Downtime should spark an interesting event each time it’s used. I’m not talking about combat or a chase scene. Maybe one party member crafts a better item than they were attempting. Now they can sell it or show others how to craft it. Maybe the paladin at the bath house witnesses a city priest engage in a shady exchange. The event should drop in a story hook or interesting lore about the setting. This helps prevent downtime activities from becoming stale, rote routines. Roll this, get that.

Be prepared with small bits of lore and interesting story hooks at all times.

Engaging the Entire Party

Let’s finish out our discussion on downtime with the most important piece. This section assumes you’re running downtime during a gaming session. With each player character performing different activities, we now face the challenge: pacing. As mentioned before, engaging one player’s downtime goals doesn’t usually engage another’s. To combat this, you’ll want to find ways to engage each player throughout.

Let’s look at the first approach. Say we have three players: Player A, Player B, and Player C. Start with each player declaring what they’d like to do during downtime. Then engage with each player, one at a time, for a short duration.

Player A wants to gamble. You briefly explain the rules and the options available in town. Player A picks the Harbor casino. You tell Player A to make the three appropriate ability checks. Then you look at Player B.
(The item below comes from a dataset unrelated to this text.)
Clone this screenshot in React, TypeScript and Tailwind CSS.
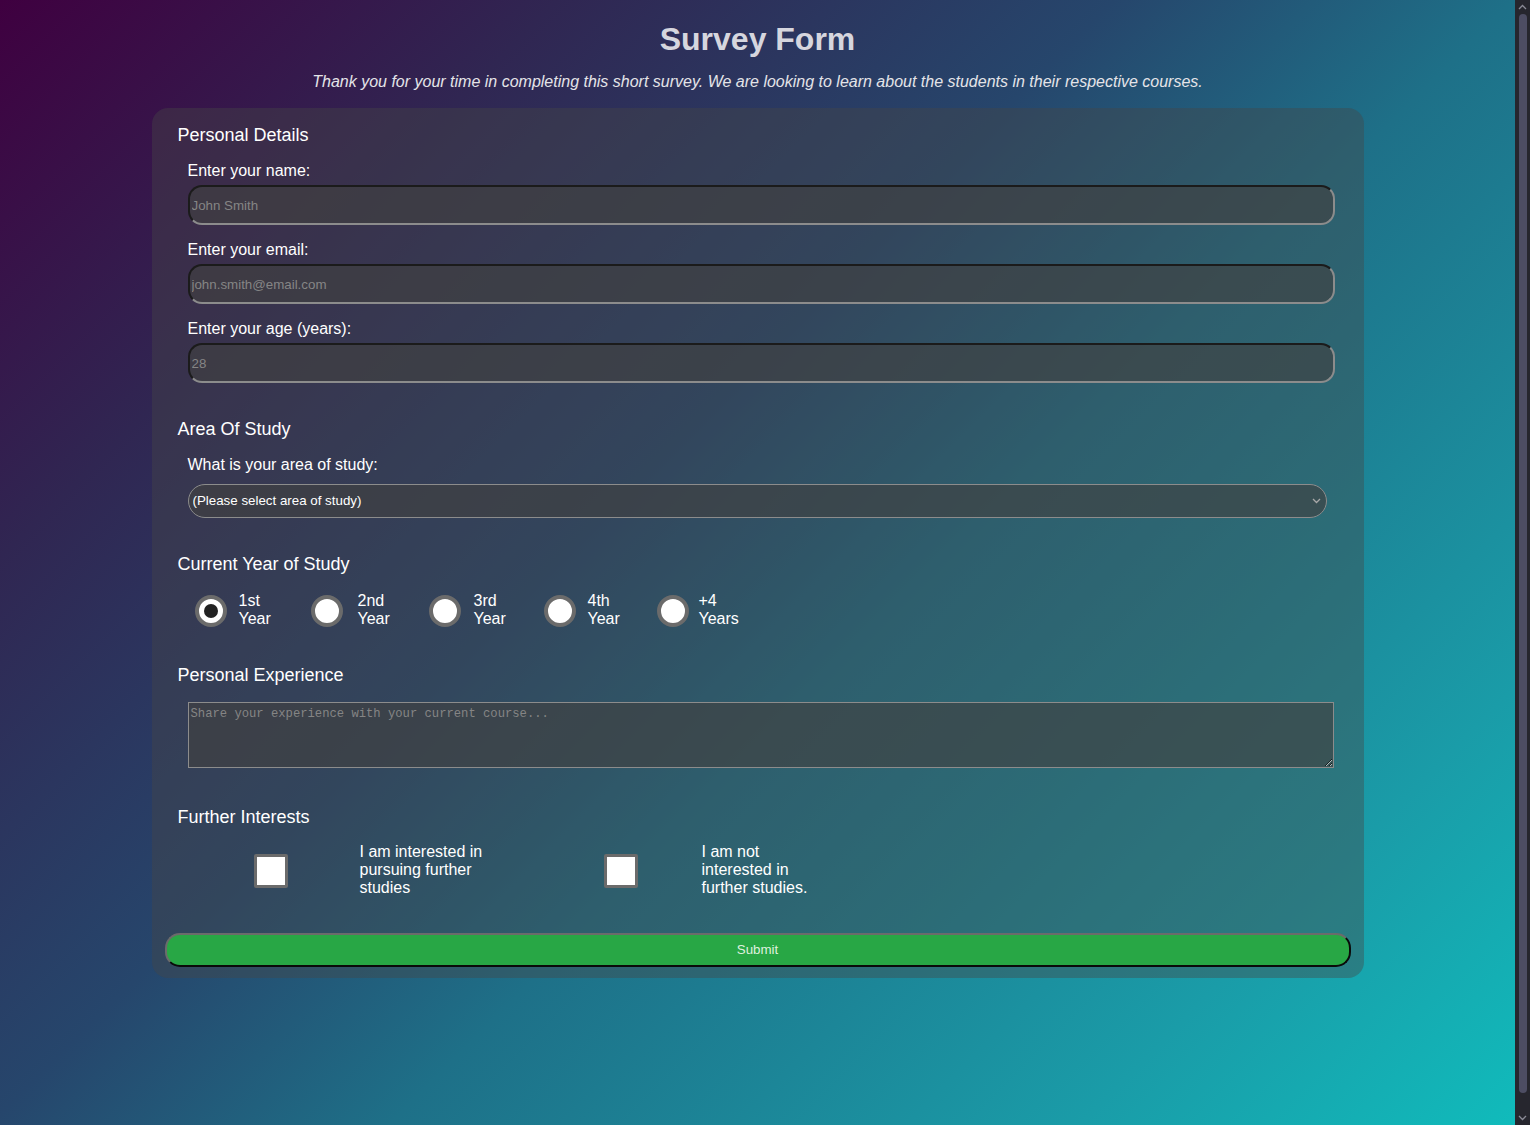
const years = [
    { top: '1st', bottom: 'Year', checked: true, item: 'w-[116px]', gap: 'ml-[12px]' },
    { top: '2nd', bottom: 'Year', checked: false, item: 'w-[118px]', gap: 'ml-[15px]' },
    { top: '3rd', bottom: 'Year', checked: false, item: 'w-[115px]', gap: 'ml-[13px]' },
    { top: '4th', bottom: 'Year', checked: false, item: 'w-[113px]', gap: 'ml-[12px]' },
    { top: '+4', bottom: 'Years', checked: false, item: 'w-[116px]', gap: 'ml-[10px]' },
];

function Heading({ children, className = '' }: { children: React.ReactNode; className?: string }) {
    return <h3 className={`pl-[26px] text-[18px] leading-[21px] text-white ${className}`}>{children}</h3>;
}

function Field({ label, placeholder, type }: { label: string; placeholder: string; type: string }) {
    return (
        <div className="ml-[36px] mr-[29px] mt-[16px] flex flex-col">
            <label className="text-[16px] leading-[18px] text-white">{label}</label>
            <input
                type={type}
                placeholder={placeholder}
                className="mt-[5px] h-[40px] rounded-[14px] border-2 border-t-[#1b1b1b] border-l-[#1b1b1b] border-b-[#8c8c8c] border-r-[#8c8c8c] bg-[#404040]/65 pl-[2px] text-[13.33px] text-white placeholder:text-[#858585] outline-none"
            />
        </div>
    );
}

function ScrollBar() {
    return (
        <aside className="flex h-[1125px] w-[15px] flex-col items-center bg-[#26262e]">
            <svg className="mt-[4px]" width="9" height="6" viewBox="0 0 9 6" fill="none">
                <path d="M1 5l3.5-3.5L8 5" stroke="#8a8a96" strokeWidth="1.3" />
            </svg>
            <div className="mt-[4px] w-[8px] flex-1 rounded-full bg-[#4d4d63]" />
            <svg className="mb-[4px] mt-[22px]" width="9" height="6" viewBox="0 0 9 6" fill="none">
                <path d="M1 1l3.5 3.5L8 1" stroke="#8a8a96" strokeWidth="1.3" />
            </svg>
        </aside>
    );
}

export default function App() {
    return (
        <div className="flex items-start font-['Liberation_Sans',Arial,sans-serif]">
            <main className="h-[1140px] w-[1515px] bg-[linear-gradient(135deg,#3f0040_0%,#302652_21%,#26466c_42%,#1e7088_57%,#1a9ca8_83%,#10bcbc_100%)]">
                <h1 className="pt-[21px] text-center text-[32px] font-bold leading-[37px] text-[#d6d6de]">Survey Form</h1>
                <p className="mt-[15px] text-center text-[16px] italic leading-[18px] text-[#e4e4e8]">
                    Thank you for your time in completing this short survey. We are looking to learn about the students in their respective courses.
                </p>

                <form className="mx-auto mt-[17px] flex w-4/5 flex-col rounded-2xl bg-[#474747]/40 pt-[17px] pb-[11px]">
                    <Heading>Personal Details</Heading>
                    <Field label="Enter your name:" placeholder="John Smith" type="text" />
                    <Field label="Enter your email:" placeholder="john.smith@email.com" type="email" />
                    <Field label="Enter your age (years):" placeholder="28" type="number" />

                    <Heading className="mt-[36px]">Area Of Study</Heading>
                    <div className="ml-[36px] mr-[37px] mt-[16px] flex flex-col">
                        <label className="text-[16px] leading-[18px] text-white">What is your area of study:</label>
                        <div className="relative mt-[10px]">
                            <select className="h-[34px] w-full appearance-none rounded-full border border-[#8c8c8c] bg-[#404040]/65 pl-[4px] text-[13.33px] text-white outline-none">
                                <option>(Please select area of study)</option>
                                <option>Engineering</option>
                                <option>Science</option>
                                <option>Arts</option>
                            </select>
                            <svg className="pointer-events-none absolute right-[6px] top-[14px]" width="9" height="6" viewBox="0 0 9 6" fill="none">
                                <path d="M1 1l3.5 3.5L8 1" stroke="#a8a8a8" strokeWidth="1.3" />
                            </svg>
                        </div>
                    </div>

                    <Heading className="mt-[36px]">Current Year of Study</Heading>
                    <div className="ml-[43px] mt-[17px] flex">
                        {years.map((y) => (
                            <div key={y.top} className={`flex items-start ${y.item}`}>
                                <span className="mt-[3px] flex h-[32px] w-[32px] items-center justify-center rounded-full border-4 border-[#6b6b6b] bg-white">
                                    {y.checked && <span className="h-[14px] w-[14px] rounded-full bg-[#222]" />}
                                </span>
                                <span className={`text-[16px] leading-[18px] text-white ${y.gap}`}>
                                    {y.top}
                                    <br />
                                    {y.bottom}
                                </span>
                            </div>
                        ))}
                    </div>

                    <Heading className="mt-[37px]">Personal Experience</Heading>
                    <textarea
                        placeholder="Share your experience with your current course..."
                        className="ml-[36px] mr-[30px] mt-[16px] h-[66px] border border-[#8c8c8c] bg-[#404040]/65 px-[2px] py-[2px] font-['Liberation_Mono',monospace] text-[12.2px] text-white placeholder:text-[#858585] outline-none"
                    />

                    <Heading className="mt-[39px]">Further Interests</Heading>
                    <div className="ml-[26px] mt-[15px] flex items-center">
                        <span className="ml-[76px] mt-[2px] h-[34px] w-[34px] rounded-[2px] border-[3px] border-[#6b6b6b] bg-white" />
                        <span className="ml-[72px] w-[128px] text-[16px] leading-[18px] text-white">I am interested in pursuing further studies</span>
                        <span className="ml-[116px] mt-[2px] h-[34px] w-[34px] rounded-[2px] border-[3px] border-[#6b6b6b] bg-white" />
                        <span className="ml-[64px] w-[128px] text-[16px] leading-[18px] text-white">I am not interested in further studies.</span>
                    </div>

                    <button
                        type="button"
                        className="mx-[13px] mt-[36px] h-[34px] rounded-[15px] border-2 border-t-[#6b6b6b] border-l-[#6b6b6b] border-b-[#0a0a0a] border-r-[#0a0a0a] bg-[#28a745] text-[13.33px] text-[#dff0df]"
                    >
                        Submit
                    </button>
                </form>
            </main>
            <ScrollBar />
        </div>
    );
}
Player B wants to research. You briefly explain the rules and the options available in town. Player B picks the Stacks to look through their collections. You tell them how to make the appropriate ability check.

See the process? Repeat for Player C. Coming back around-

You ask Player A for the results of their checks. You narrate the results. Maybe the crowd is cheering them on a hot streak. Maybe they’re being watched by pit bosses. Toss in something interesting here. On to Player B-

You ask Player B for the result of the check. You narrate the results. If you’re prepared, maybe you have a handout ready with information on what they’re looking for. While they read over that you can proceed to Player C.

I’ll stop the repetitive examples but you can see how breaking it up into pieces allows you to engage each player often. Similar to combat, they know they have a “turn” coming up.

Another approach is to bring them together for each activity, when it fits. If Player C wants to do pit fighting, you might ask if the others are going to be in the crowd. If so, you can do a single scene focused on the pit fighter. Engage the other players by asking what they’re doing while in the crowd. Similarly, since Player B wants to research, you can ask if they’re doing it alone or if anyone is going to help them. This approach allows you to spend more time on each activity. But you can only use it when party members want to be together for the activity.

Regardless of the approach you take, make sure you’re engaging with each player many times. If a player wants to hang out at the tavern and wait for the others, start up a conversation with an NPC at the bar. Engage each player often.

Summary

Downtime activities are a fun piece of the puzzle in D&D. But they present challenges. Be prepared by knowing the rules. Understand that the “timing of downtime” matters and presents different opportunities for you as a Dungeon Master. Keep it interesting with a downtime “event” at least once every time the party engages in downtime. And remember to engage the entire party often.